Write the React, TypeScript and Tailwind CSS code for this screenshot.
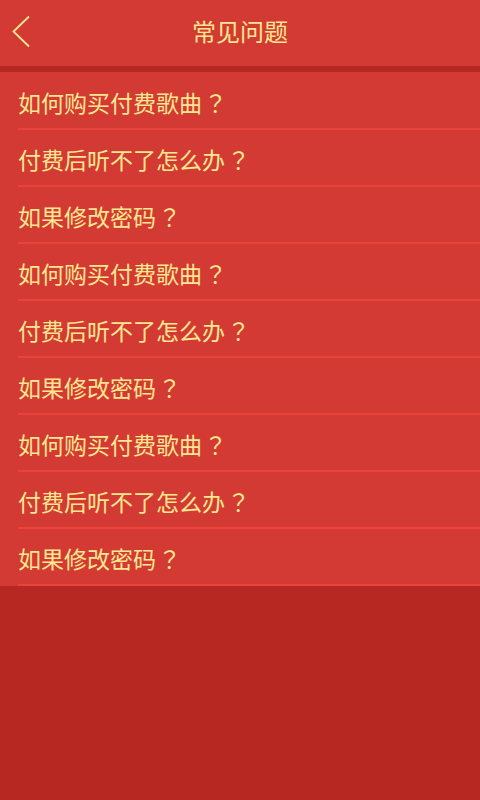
import React from "react";

const questions = [
  "如何购买付费歌曲",
  "付费后听不了怎么办",
  "如果修改密码",
  "如何购买付费歌曲",
  "付费后听不了怎么办",
  "如果修改密码",
  "如何购买付费歌曲",
  "付费后听不了怎么办",
  "如果修改密码",
];

const font = { fontFamily: '"Noto Sans CJK SC", "Noto Sans", sans-serif' };
// JP cut centres the full-width question mark like the reference
const qmark = { fontFamily: '"Noto Sans CJK JP", sans-serif' };

export default function App() {
  return (
    <div className="min-h-[800px] w-[480px] bg-[#b62821] text-[#fde78f]" style={font}>
      {/* Top bar */}
      <div className="relative flex h-[66px] items-center justify-center bg-[#d33a34] pb-[4px]">
        <button className="absolute left-[11px] top-[15px] p-0" aria-label="返回">
          <svg width="20" height="33" viewBox="0 0 20 33" fill="none">
            <path d="M18 1.5 L2.5 16.5 L18 31.5" stroke="#fde78f" strokeWidth="1.8" />
          </svg>
        </button>
        <h1 className="text-[24px] leading-none font-normal">常见问题</h1>
      </div>
      <div className="h-[6px] bg-[#b62821]" />

      {/* Question list */}
      <div className="bg-[#d33a34] pt-[1px]">
        {questions.map((q, i) => (
          <div key={i} className="pl-[18px]">
            <div className="flex h-[57px] items-center border-b-2 border-[#eb423b] pt-[3px] text-[23px] leading-none">
              {q}
              <span className="ml-[2px]" style={qmark}>？</span>
            </div>
          </div>
        ))}
      </div>
    </div>
  );
}
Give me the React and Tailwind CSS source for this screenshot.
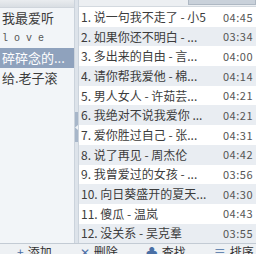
import React from 'react';

const lists = [
  { name: '我最爱听' },
  { name: 'l o v e', mono: true },
  { name: '碎碎念的...', selected: true },
  { name: '给.老子滚' },
];

const songs = [
  ['说一句我不走了 - 小5', '04:45'],
  ['如果你还不明白 - ...', '03:34'],
  ['多出来的自由 - 言...', '04:00'],
  ['请你帮我爱他 - 棉...', '04:14'],
  ['男人女人 - 许茹芸...', '04:21'],
  ['我绝对不说我爱你 ...', '04:21'],
  ['爱你胜过自己 - 张...', '04:31'],
  ['说了再见 - 周杰伦', '04:42'],
  ['我曾爱过的女孩 - ...', '03:56'],
  ['向日葵盛开的夏天...', '04:30'],
  ['傻瓜 - 温岚', '04:43'],
  ['没关系 - 吴克羣', '03:55'],
];

const tools = [
  ['+', '添加'],
  ['✕', '删除'],
  ['♣', '查找'],
  ['≡', '排序'],
];

export default function App() {
  return (
    <div className="w-[256px] h-[254px] overflow-hidden bg-white font-['Noto_Sans_CJK_SC',sans-serif] text-[#3c3c3c]">
      <div className="flex h-[243px]">
        {/* playlists */}
        <div className="w-[74px] flex flex-col bg-[#f2f5f8]">
          <div className="h-[8px] shrink-0 bg-gradient-to-b from-[#e9ecef] to-[#d9dee3] border-b border-[#cfd5dc]" />
          {lists.map((l) => (
            <div
              key={l.name}
              className={`h-[20px] flex items-center pl-[2px] whitespace-nowrap overflow-hidden ${
                l.selected ? 'bg-[#8fa2bd] text-white' : ''
              } ${l.mono ? "font-['Liberation_Mono',monospace] text-[10px] text-[#555]" : 'text-[13px]'}`}
            >
              {l.name}
            </div>
          ))}
        </div>

        {/* splitter */}
        <div className="w-[5px] flex flex-col bg-[#dde3ea] border-x border-[#cbd3dc] pt-[112px]">
          <div className="h-[30px] bg-[#a7b6c9] flex items-center justify-center">
            <svg width="3" height="5" viewBox="0 0 3 5">
              <path d="M3 0 L0 2.5 L3 5 Z" fill="#eef2f6" />
            </svg>
          </div>
        </div>

        {/* songs */}
        <div className="flex-1 flex flex-col min-w-0 overflow-hidden">
          <div className="h-[7px] shrink-0 flex justify-end bg-[#eceff2] border-b border-[#d3d9df]">
            <div className="w-[68px] h-[5px] bg-[#c9d1da] border-x border-b border-[#aeb8c3]" />
          </div>
          {songs.map(([title, time], i) => (
            <div
              key={i}
              className={`h-[19.7px] shrink-0 flex items-center gap-1 pl-[2px] pr-[3px] text-[12px] whitespace-nowrap ${
                i % 2 ? 'bg-[#e9edf2]' : 'bg-white'
              }`}
            >
              <span className="flex-1 min-w-0 overflow-hidden">
                {i + 1}. {title}
              </span>
              <span className="shrink-0 text-[#555] text-[11px] tracking-[0.5px]">{time}</span>
            </div>
          ))}
        </div>
      </div>

      {/* toolbar */}
      <div className="h-[24px] flex items-start bg-[#eef1f4] border-t border-[#c3cbd4] pl-[17px] gap-[28px] text-[12px] leading-[16px] text-[#333]">
        {tools.map(([icon, label]) => (
          <div key={label} className="flex items-center gap-[4px]">
            <span className="text-[#4a6fa5]">{icon}</span>
            <span>{label}</span>
          </div>
        ))}
      </div>
    </div>
  );
}
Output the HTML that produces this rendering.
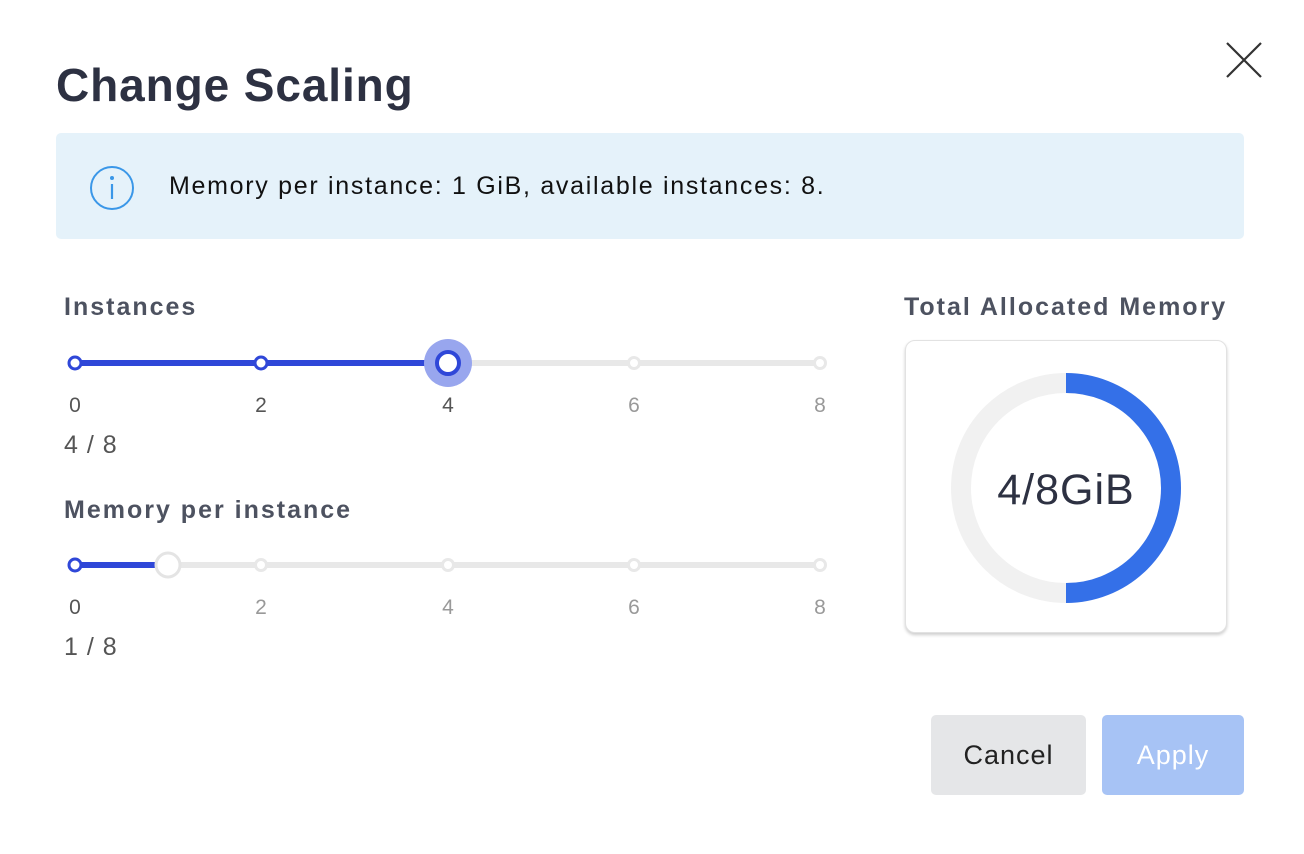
<!DOCTYPE html>
<html><head><style>
body{margin:0;width:1304px;height:854px;background:#fff;font-family:"Liberation Sans",sans-serif;position:relative;overflow:hidden}
.a{position:absolute}
.l{font-size:25px;font-weight:bold;color:#4d5260;letter-spacing:2px}
</style></head><body>
<div class="a" style="left:56px;top:58px;font-size:46px;font-weight:bold;color:#2d3142;letter-spacing:0.9px">Change Scaling</div>
<svg class="a" style="left:1224px;top:40px" width="40" height="40"><path d="M3 3L37 37M37 3L3 37" stroke="#333" stroke-width="2.2"/></svg>
<div class="a" style="left:56px;top:133px;width:1188px;height:106px;background:#e5f2fa;border-radius:5px"></div>
<svg class="a" style="left:89px;top:165px" width="46" height="46"><circle cx="23" cy="23" r="21" fill="none" stroke="#3a97e8" stroke-width="2"/><circle cx="23" cy="13" r="2" fill="#3a97e8"/><path d="M23 19v15" stroke="#3a97e8" stroke-width="2.2"/></svg>
<div class="a" style="left:169px;top:172px;font-size:25px;color:#111;letter-spacing:1.7px">Memory per instance: 1 GiB, available instances: 8.</div>
<div class="a l" style="left:64px;top:293px">Instances</div>
<div class="a l" style="left:64px;top:496px">Memory per instance</div>
<div class="a l" style="left:904px;top:293px">Total Allocated Memory</div>
<svg class="a" style="left:0;top:0" width="900" height="700" font-family="Liberation Sans" font-size="21" fill="#555">
<line x1="75" y1="363" x2="820" y2="363" stroke="#e8e8e8" stroke-width="6"/>
<line x1="75" y1="363" x2="448" y2="363" stroke="#2f47d8" stroke-width="6"/>
<circle cx="75" cy="363" r="6" fill="#fff" stroke="#2f47d8" stroke-width="3"/>
<circle cx="261" cy="363" r="6" fill="#fff" stroke="#2f47d8" stroke-width="3"/>
<circle cx="634" cy="363" r="5.5" fill="#fff" stroke="#e8e8e8" stroke-width="3"/>
<circle cx="820" cy="363" r="5.5" fill="#fff" stroke="#e8e8e8" stroke-width="3"/>
<circle cx="448" cy="363" r="24" fill="#98a6ee"/>
<circle cx="448" cy="363" r="11" fill="#fff" stroke="#2f47d8" stroke-width="4"/>
<text x="75" y="412" text-anchor="middle">0</text><text x="261" y="412" text-anchor="middle">2</text><text x="448" y="412" text-anchor="middle">4</text><text x="634" y="412" text-anchor="middle" fill="#999">6</text><text x="820" y="412" text-anchor="middle" fill="#999">8</text>
<text x="64" y="453" font-size="25" letter-spacing="1">4 / 8</text>
<line x1="75" y1="565" x2="820" y2="565" stroke="#e8e8e8" stroke-width="6"/>
<line x1="75" y1="565" x2="168" y2="565" stroke="#2f47d8" stroke-width="6"/>
<circle cx="75" cy="565" r="6" fill="#fff" stroke="#2f47d8" stroke-width="3"/>
<circle cx="261" cy="565" r="5.5" fill="#fff" stroke="#e8e8e8" stroke-width="3"/>
<circle cx="448" cy="565" r="5.5" fill="#fff" stroke="#e8e8e8" stroke-width="3"/>
<circle cx="634" cy="565" r="5.5" fill="#fff" stroke="#e8e8e8" stroke-width="3"/>
<circle cx="820" cy="565" r="5.5" fill="#fff" stroke="#e8e8e8" stroke-width="3"/>
<circle cx="168" cy="565" r="12" fill="#fff" stroke="#e4e4e4" stroke-width="3"/>
<text x="75" y="614" text-anchor="middle">0</text><text x="261" y="614" text-anchor="middle" fill="#999">2</text><text x="448" y="614" text-anchor="middle" fill="#999">4</text><text x="634" y="614" text-anchor="middle" fill="#999">6</text><text x="820" y="614" text-anchor="middle" fill="#999">8</text>
<text x="64" y="655" font-size="25" letter-spacing="1">1 / 8</text>
</svg>
<div class="a" style="left:905px;top:340px;width:320px;height:291px;border:1px solid #e2e2e2;border-radius:10px;box-shadow:0 2px 3px rgba(0,0,0,.2);background:#fff"></div>
<svg class="a" style="left:940px;top:362px" width="252" height="252"><circle cx="126" cy="126" r="105" fill="none" stroke="#f1f1f1" stroke-width="20"/><path d="M126 21A105 105 0 0 1 126 231" fill="none" stroke="#3470e8" stroke-width="20"/><text x="126" y="142" text-anchor="middle" font-family="Liberation Sans" font-size="43" letter-spacing="1" fill="#2d3142">4/8GiB</text></svg>
<div class="a" style="left:931px;top:715px;width:155px;height:80px;background:#e5e6e8;border-radius:5px;font-size:27px;color:#222;text-align:center;line-height:80px;letter-spacing:1px">Cancel</div>
<div class="a" style="left:1102px;top:715px;width:142px;height:80px;background:#a7c3f5;border-radius:5px;font-size:27px;color:#fff;text-align:center;line-height:80px;letter-spacing:1px">Apply</div>
</body></html>
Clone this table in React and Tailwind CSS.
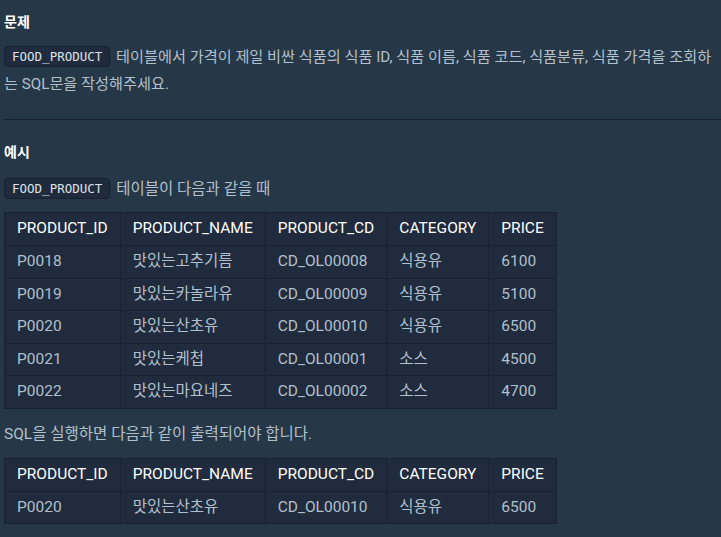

_EXERCISE:_ Say how many lines in this listing hold the string "React", giving the count and nothing more.

_EXERCISE ANSWER:_ 5